Stated problem
Drop every picture. Then return, exactly, the lines from the beginning of the listing below through the one containing "import React from 'react';".

Source excerpt
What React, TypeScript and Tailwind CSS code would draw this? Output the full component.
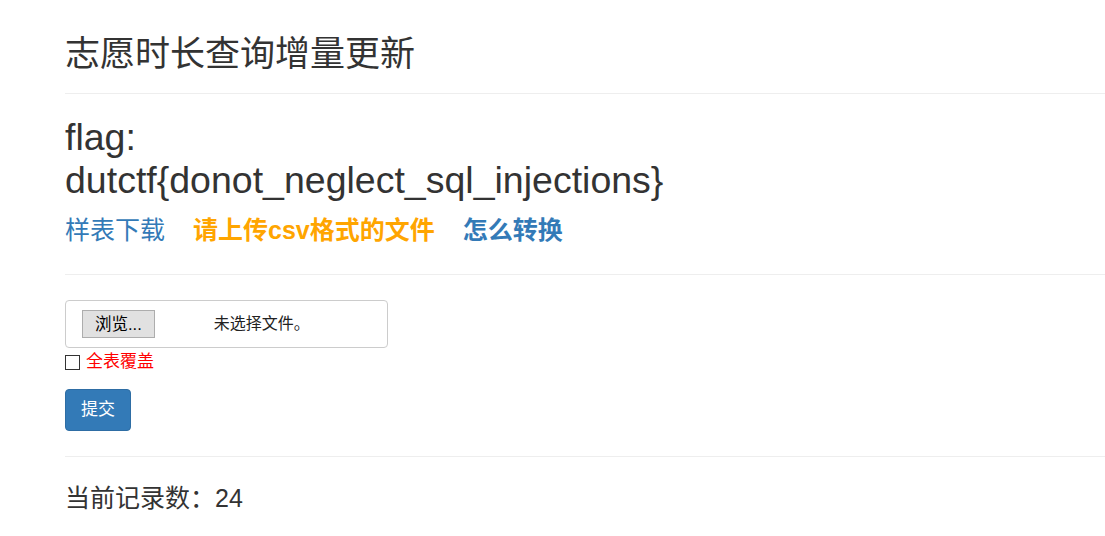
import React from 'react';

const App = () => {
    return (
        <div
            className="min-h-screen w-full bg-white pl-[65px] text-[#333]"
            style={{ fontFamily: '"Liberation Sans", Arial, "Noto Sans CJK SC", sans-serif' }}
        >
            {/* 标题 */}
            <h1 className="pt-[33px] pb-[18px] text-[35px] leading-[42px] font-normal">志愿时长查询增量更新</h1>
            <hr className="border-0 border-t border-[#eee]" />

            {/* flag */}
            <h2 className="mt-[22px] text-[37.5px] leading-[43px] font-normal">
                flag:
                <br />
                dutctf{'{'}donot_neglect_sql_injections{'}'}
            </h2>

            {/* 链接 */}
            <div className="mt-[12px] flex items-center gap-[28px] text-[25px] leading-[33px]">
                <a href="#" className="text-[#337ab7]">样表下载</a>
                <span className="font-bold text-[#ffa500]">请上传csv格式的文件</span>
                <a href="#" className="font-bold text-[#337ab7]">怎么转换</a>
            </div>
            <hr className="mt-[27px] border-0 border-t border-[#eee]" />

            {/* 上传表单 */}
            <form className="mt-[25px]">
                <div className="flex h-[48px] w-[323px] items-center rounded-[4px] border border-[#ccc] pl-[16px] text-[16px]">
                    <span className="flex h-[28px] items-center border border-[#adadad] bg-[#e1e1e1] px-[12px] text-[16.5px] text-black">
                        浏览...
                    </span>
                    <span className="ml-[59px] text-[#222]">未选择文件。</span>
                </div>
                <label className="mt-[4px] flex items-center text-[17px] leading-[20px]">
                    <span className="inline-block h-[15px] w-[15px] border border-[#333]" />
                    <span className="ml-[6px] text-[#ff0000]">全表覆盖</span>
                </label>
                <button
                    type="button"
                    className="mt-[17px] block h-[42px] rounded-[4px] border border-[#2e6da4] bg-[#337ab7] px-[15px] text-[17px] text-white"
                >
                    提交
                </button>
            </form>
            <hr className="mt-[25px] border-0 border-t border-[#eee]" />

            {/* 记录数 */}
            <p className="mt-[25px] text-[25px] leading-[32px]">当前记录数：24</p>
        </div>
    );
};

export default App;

Output below
What React, TypeScript and Tailwind CSS code would draw this? Output the full component.
import React from 'react';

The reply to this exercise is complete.